Esta música, para mim, não é uma retórica, não é sobre a vitimização destas mulheres, queria conceder-lhes a sua própria autonomia e as suas próprias linhas melódicas. Não é sobre relações negativas, mas sim sobre arte verdadeira, música verdadeira, cantar de verdade, para poder assumir uma postura em que não são dominadas por homens. Este é um dos mais importantes tópicos de Heroides de Ovídio, sobre uma verdade muito intima, não através de fórmulas retóricas.

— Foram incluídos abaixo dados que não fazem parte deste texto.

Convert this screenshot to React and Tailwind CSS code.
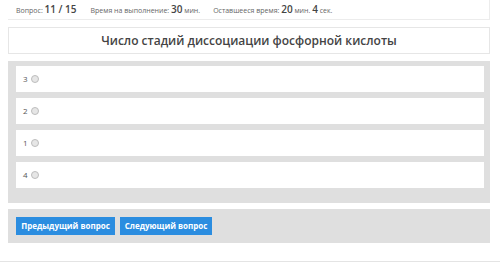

Isto é possível observar também através da capa, uma mulher independente armada só com uma caneta.

Agora que estamos a chegar ao final desta entrevista, uma vez que tem uma história tão longa com as salas do nosso país, será que podia partilhar algumas das suas memórias favoritas que tem de Portugal?

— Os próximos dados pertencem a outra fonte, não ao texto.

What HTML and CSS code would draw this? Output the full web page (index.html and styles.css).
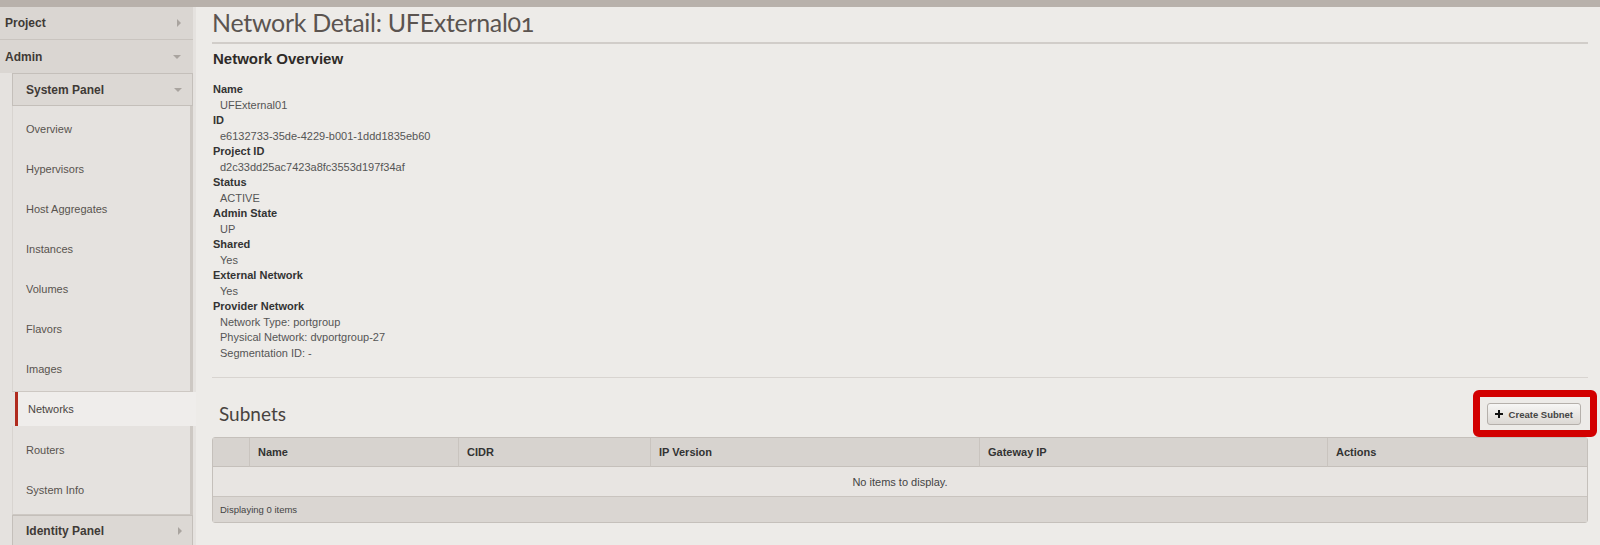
FILE: index.html
```html
<!DOCTYPE html>
<html lang="en">
<head>
    <meta charset="UTF-8">
    <title>Network Detail: UFExternal01</title>
    <link rel="stylesheet" href="styles.css">
</head>
<body>
    <div class="topbar"></div>
    <div class="layout">
        <aside class="sidebar">
            <div class="dash-header">Project <span class="arrow-right"></span></div>
            <div class="dash-header">Admin <span class="arrow-down"></span></div>

            <div class="panel-group">
                <div class="panel-header">System Panel <span class="arrow-down"></span></div>
                <ul class="panel-list">
                    <li>Overview</li>
                    <li>Hypervisors</li>
                    <li>Host Aggregates</li>
                    <li>Instances</li>
                    <li>Volumes</li>
                    <li>Flavors</li>
                    <li>Images</li>
                </ul>
                <div class="panel-active">Networks</div>
                <ul class="panel-list panel-list-last">
                    <li>Routers</li>
                    <li>System Info</li>
                </ul>
                <div class="panel-header panel-closed">Identity Panel <span class="arrow-right"></span></div>
            </div>
        </aside>

        <main class="content">
            <div class="page-header">
                <h1>Network Detail: UFExternal01</h1>
            </div>

            <div class="overview">
                <h3>Network Overview</h3>
                <dl>
                    <dt>Name</dt>
                    <dd>UFExternal01</dd>
                    <dt>ID</dt>
                    <dd>e6132733-35de-4229-b001-1ddd1835eb60</dd>
                    <dt>Project ID</dt>
                    <dd>d2c33dd25ac7423a8fc3553d197f34af</dd>
                    <dt>Status</dt>
                    <dd>ACTIVE</dd>
                    <dt>Admin State</dt>
                    <dd>UP</dd>
                    <dt>Shared</dt>
                    <dd>Yes</dd>
                    <dt>External Network</dt>
                    <dd>Yes</dd>
                    <dt>Provider Network</dt>
                    <dd>Network Type: portgroup</dd>
                    <dd>Physical Network: dvportgroup-27</dd>
                    <dd>Segmentation ID: -</dd>
                </dl>
            </div>

            <div class="table-bar">
                <h3 class="table-title">Subnets</h3>
                <div class="highlight">
                    <button class="btn">
                        <svg width="8" height="8" viewBox="0 0 8 8"><path d="M3 0h2v3h3v2H5v3H3V5H0V3h3z" fill="#111"/></svg>
                        Create Subnet
                    </button>
                </div>
            </div>

            <table class="data-table">
                <thead>
                    <tr>
                        <th class="col-check"></th>
                        <th class="col-name">Name</th>
                        <th class="col-cidr">CIDR</th>
                        <th class="col-ipv">IP Version</th>
                        <th class="col-gw">Gateway IP</th>
                        <th>Actions</th>
                    </tr>
                </thead>
                <tbody>
                    <tr>
                        <td class="empty" colspan="6">No items to display.</td>
                    </tr>
                </tbody>
                <tfoot>
                    <tr>
                        <td colspan="6">Displaying 0 items</td>
                    </tr>
                </tfoot>
            </table>
        </main>
    </div>
</body>
</html>
```

FILE: styles.css
```css
* {
    margin: 0;
    padding: 0;
    box-sizing: border-box;
}

body {
    font-family: "Liberation Sans", Arial, sans-serif;
    background: #edebe8;
    color: #333;
    overflow: hidden;
}

.topbar {
    height: 7px;
    background: #b8b1ab;
}

.layout {
    display: flex;
}

/* sidebar */

.sidebar {
    width: 196px;
    flex-shrink: 0;
    background: #e5e2df;
    height: 538px;
}

.dash-header {
    display: flex;
    align-items: center;
    justify-content: space-between;
    height: 33px;
    margin-right: 3px;
    padding: 0 12px 0 5px;
    background: #dad6d2;
    border-bottom: 1px solid #c9c4bf;
    font-size: 12px;
    font-weight: bold;
    color: #3f3a36;
}

.dash-header + .dash-header {
    border-bottom: none;
}

.arrow-right {
    width: 0;
    height: 0;
    border-top: 4px solid transparent;
    border-bottom: 4px solid transparent;
    border-left: 4px solid #a9a49f;
}

.arrow-down {
    width: 0;
    height: 0;
    border-left: 4px solid transparent;
    border-right: 4px solid transparent;
    border-top: 4px solid #a9a49f;
}

.panel-group {
    margin: 0 3px 0 12px;
}

.panel-header {
    display: flex;
    align-items: center;
    justify-content: space-between;
    height: 33px;
    padding: 0 10px 0 13px;
    background: #dcd8d4;
    border: 1px solid #c4bfba;
    font-size: 12px;
    font-weight: bold;
    color: #3f3a36;
}

.panel-closed {
    height: 30px;
    border-bottom: none;
    padding-right: 10px;
}

.panel-list {
    list-style: none;
    padding: 3px 0 2px;
    border-left: 1px solid #d8d4d0;
    border-right: 3px solid #cdc8c3;
    border-bottom: 1px solid #cdc8c3;
}

.panel-list li {
    height: 40px;
    line-height: 40px;
    padding-left: 13px;
    font-size: 11px;
    color: #58534e;
}

.panel-list-last {
    padding: 4px 0;
}

.panel-active {
    height: 34px;
    line-height: 34px;
    margin: 0 -3px 0 3px;
    padding-left: 10px;
    background: #efedeb;
    border-left: 3px solid #b02b1e;
    font-size: 11px;
    color: #4a4541;
}

/* content */

.content {
    flex: 1;
    padding: 0 12px 0 16px;
}

.page-header {
    height: 37px;
    border-bottom: 2px solid #d1cdc9;
}

.page-header h1 {
    font-family: Lato, "Open Sans", sans-serif;
    font-weight: normal;
    font-size: 25px;
    line-height: 31px;
    color: #5b5450;
    letter-spacing: -0.3px;
    font-variant-numeric: oldstyle-nums;
}

.overview {
    padding: 6px 0 16px;
    border-bottom: 1px solid #d8d4d0;
}

.overview h3 {
    font-size: 15px;
    line-height: 18px;
    color: #2f2b28;
    padding-left: 1px;
    margin-bottom: 14px;
}

.overview dl {
    font-size: 11px;
    line-height: 15.5px;
    padding-left: 1px;
}

.overview dt {
    font-weight: bold;
    color: #333;
}

.overview dd {
    margin-left: 7px;
    color: #555;
}

.table-bar {
    display: flex;
    align-items: center;
    justify-content: space-between;
    margin-top: 12px;
}

.table-title {
    font-family: Lato, "Open Sans", sans-serif;
    font-weight: normal;
    font-size: 19px;
    color: #48433f;
    padding-left: 7px;
}

.highlight {
    border: 7px solid #d20000;
    border-radius: 6px;
    padding: 6px 9px 5px 7px;
    margin-right: -9px;
}

.btn {
    display: flex;
    align-items: center;
    gap: 6px;
    height: 22px;
    padding: 0 7px;
    font-family: "Liberation Sans", Arial, sans-serif;
    font-size: 9.5px;
    font-weight: bold;
    color: #444;
    background: linear-gradient(#f7f6f5, #dcd8d4);
    border: 1px solid #b5b0ab;
    border-radius: 3px;
}

.data-table {
    width: 100%;
    border-collapse: separate;
    border-spacing: 0;
    table-layout: fixed;
    border: 1px solid #c5c0bb;
    border-radius: 3px;
    font-size: 11px;
}

.data-table th {
    height: 29px;
    padding: 0 8px;
    text-align: left;
    background: #d7d3cf;
    color: #333;
    border-bottom: 1px solid #c5c0bb;
    border-left: 1px solid #c9c4bf;
}

.data-table th:first-child {
    border-left: none;
}

.col-check { width: 36px; }
.col-name { width: 209px; }
.col-cidr { width: 192px; }
.col-ipv { width: 329px; }
.col-gw { width: 348px; }

.data-table .empty {
    height: 29px;
    text-align: center;
    background: #e8e5e2;
    color: #444;
}

.data-table tfoot td {
    height: 26px;
    padding-left: 7px;
    background: #dad6d2;
    border-top: 1px solid #c9c4bf;
    font-size: 9.5px;
    color: #444;
}
```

A primeira vez que visitei Portugal foi no início dos anos 1990 e fiquei impressionado pela força do Atlântico, lembro-me muito bem de estar na praia de noite e de estar completamente admirado. Fui recebido em ambientes muito alternativos para realizar os meus concertos, como discotecas, e, em todas as ocasiões, foi como se todas as pessoas reconhecessem aquilo que estava a fazer e existia um feedback muito forte que, honestamente, acho que nunca desapareceu. Também tive muitas oportunidades de apresentar discos em Portugal, mas também para realizar concertos mais pequenos e intimistas, só com voz e piano. Já viajei muito por Portugal e dediquei o disco Receptacle (2007) ao vosso país, com a capa a ser inspirada por uma viagem onde comi ovos moles. Em breve regressarei a Portugal para poder apresentar algumas das músicas de Heroides.